Sixteen years later, the girl is a young woman, and Mr. Florian is keeping his end of the bargain. The jewelry business is long gone. He abandoned it to heed the call to serve God, plunging into Pentecostalism and founding Ark of Salvation, a shoebox of a storefront church in west Harlem that explodes most nights with prayer and song.
Today, the word “pastor” hardly describes this dynamo who propels a flock of 60 — most of them Dominican immigrants of modest means — round the clock and through the week. Teacher, chief cheerleader and social director, he is even the chauffeur who ferries them to services all over town in a secondhand airport van, usually after eight hours at a factory job making luxury handbags.
To the adults, he is the confidant who counsels them through crises. To the teenagers, he is the surrogate father who praises them and takes them on outings. To the needy, he is the benefactor who slips them a little cash. To all, he is the leader who promises a glorious future in a grand new church, even though they have saved a small fraction of the fortune it would cost.

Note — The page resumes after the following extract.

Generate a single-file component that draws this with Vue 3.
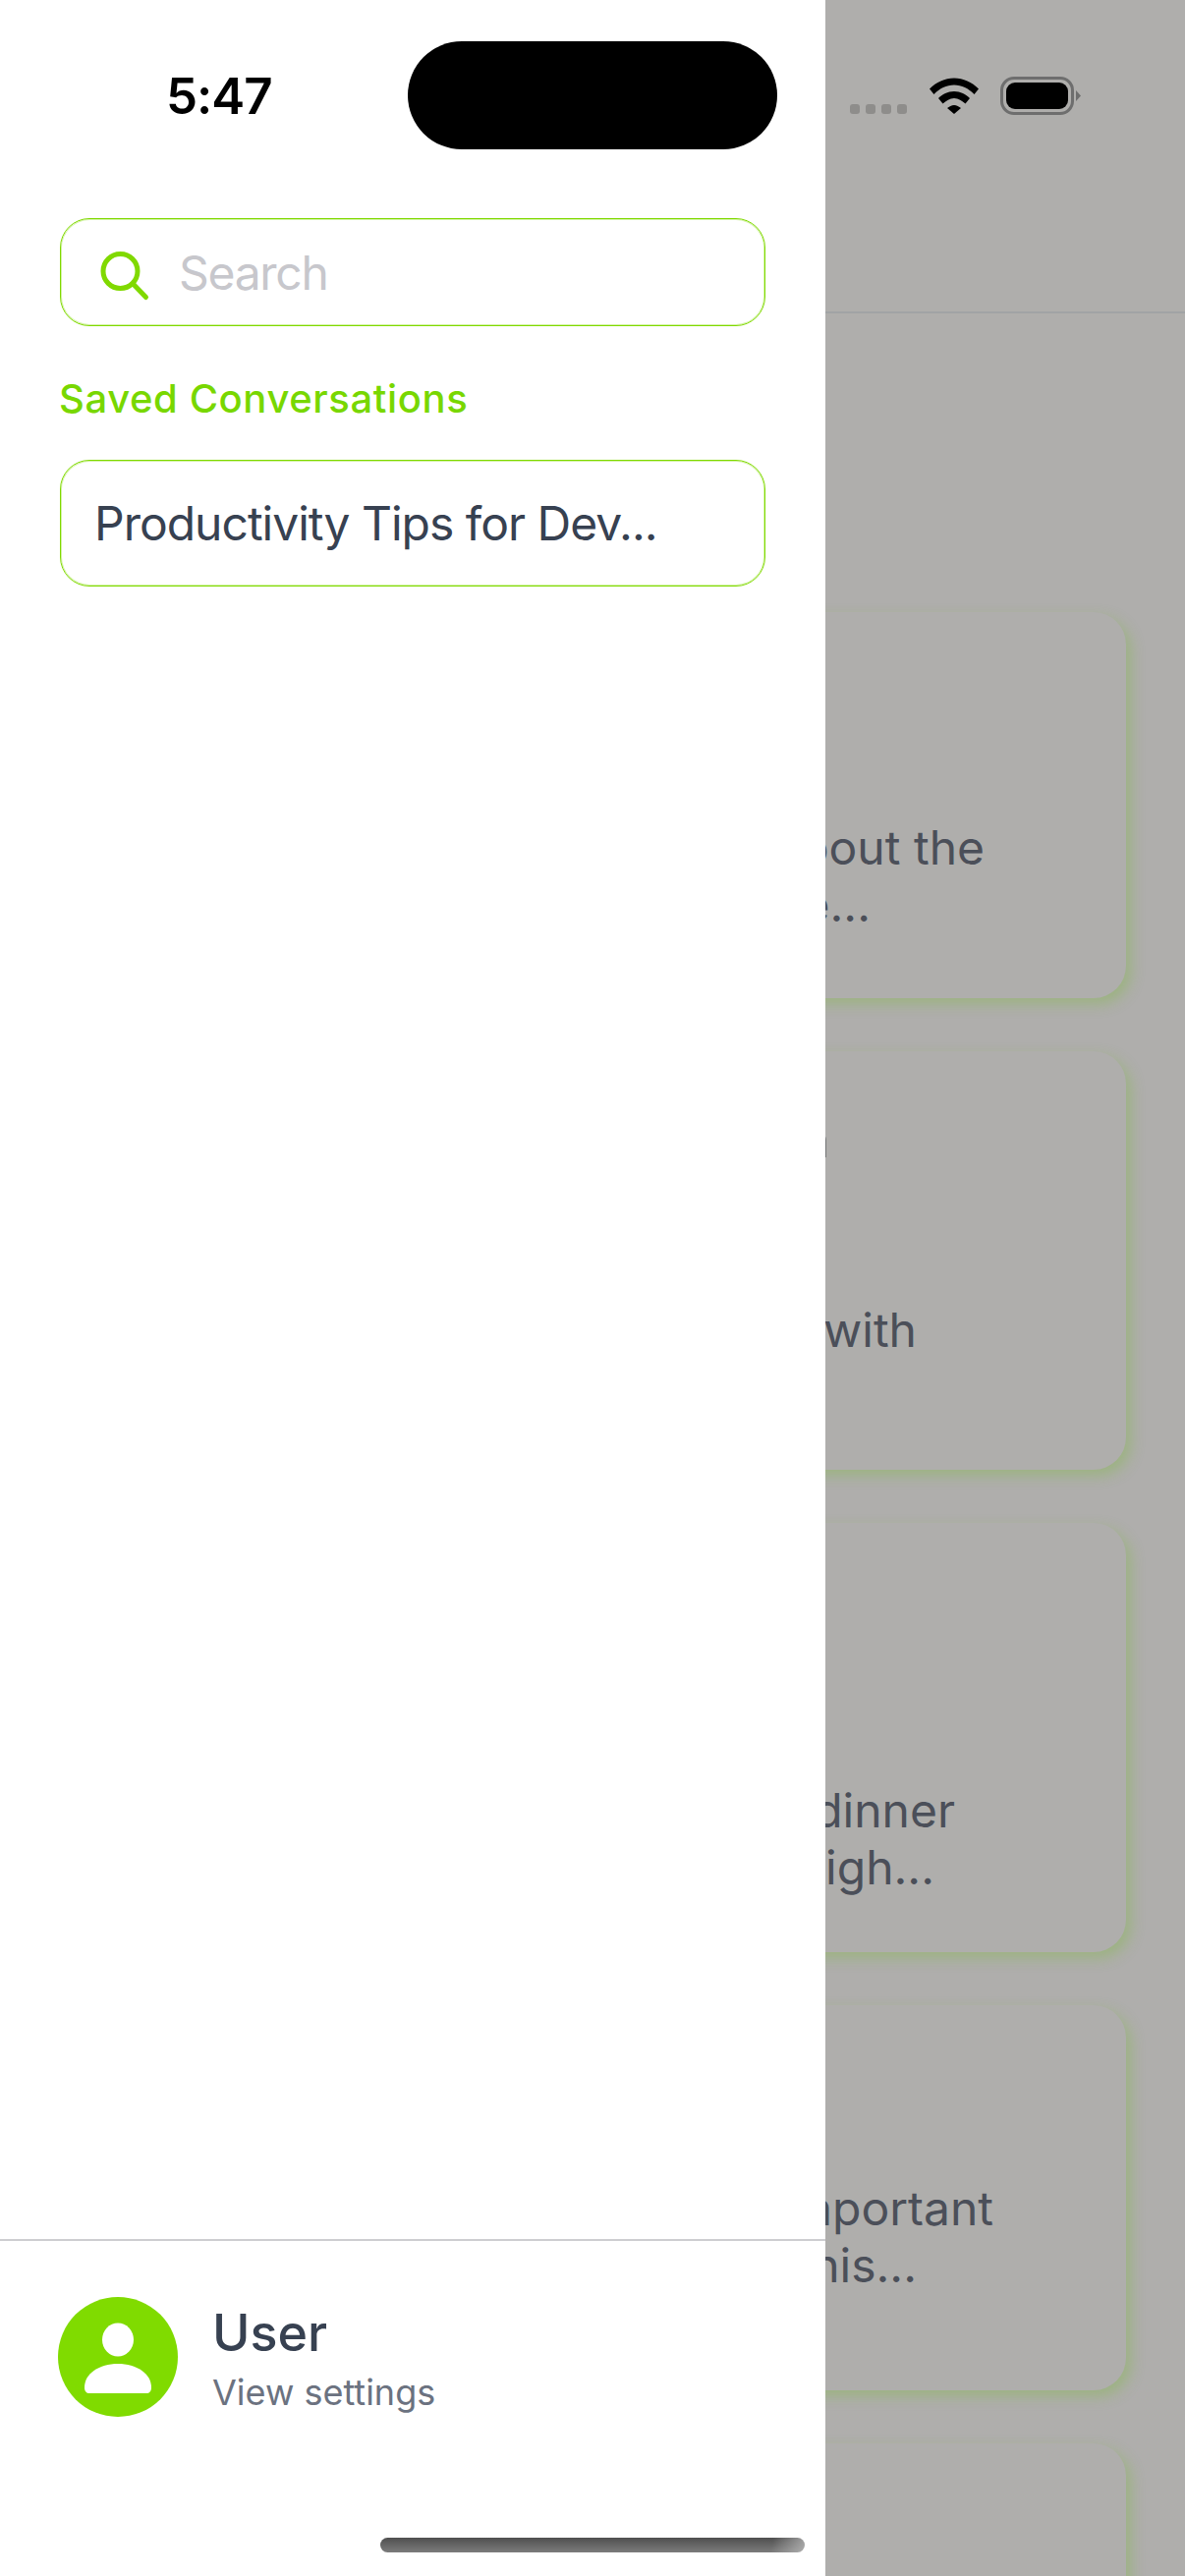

“Pelea, pelea, pelea,” he murmured one night as he made his rounds in the church van, mouthing the words to a hymn. Fight, fight, fight.
The battle is not just for this storefront. In thousands of tiny, sometimes fly-by-night churches around the globe, men like Pastor Florian get things started and keep them going against tremendous odds. Their success or failure may decide whether Pentecostalism continues growing faster than any other Christian group.
They work largely on their own, without the hierarchies or resources that sustain the clergy of other faiths. Many are self-taught and self-supporting. Mr. Florian, 50, who takes no salary from his church, has only a few years of night-school Bible classes, no pastoral training and no ambition to join a larger denomination, as some storefront pastors do.
His ministry reflects the startling intimacy that has been Pentecostalism’s essence since it began a century ago: what matters the most — even for a leader of souls — is a transforming personal encounter with God.
Like many storefront ministers, Pastor Florian lives modestly in the same kind of rough-edged neighborhood as his members. But unlike his peers who hurl brimstone or promise miracles, he is cautious and quiet. A serene figure even when worship is frenzied, he can silence the crowd with a raised hand.
He is also human. Disorganized and absent-minded, he loses cellphones, gets lost driving, forgets appointments and would miss even more if his wife and co-pastor, Mirian, did not keep careful watch. At the end of his hectic days, exhaustion tugs on his sturdy frame.
And though he is too private to discuss it much, he struggles with disappointment. Although he believes that the deal he struck with God saved his daughter, his two younger children have drifted away from the faith.
For a man who sees himself in so many ways as a father, that is painful. For a storefront pastor, it is also useful, allowing the people who walk through the church doors on Amsterdam Avenue to see themselves in him.
“It unites us, because he is human,” said Lucrecia Perez, who recently spent eight months in a homeless shelter. “He has to work like us. He has gone through need.”
A Business Proposition
Father figures always let him down.
His father was a businessman, making a nice living running cockfights, a taxi service and a bodega in the Dominican towns where Mr. Florian grew up, the oldest of five children. But by his teenage years, he says, his father had squandered it all on bad bets, strong drink and frequent affairs.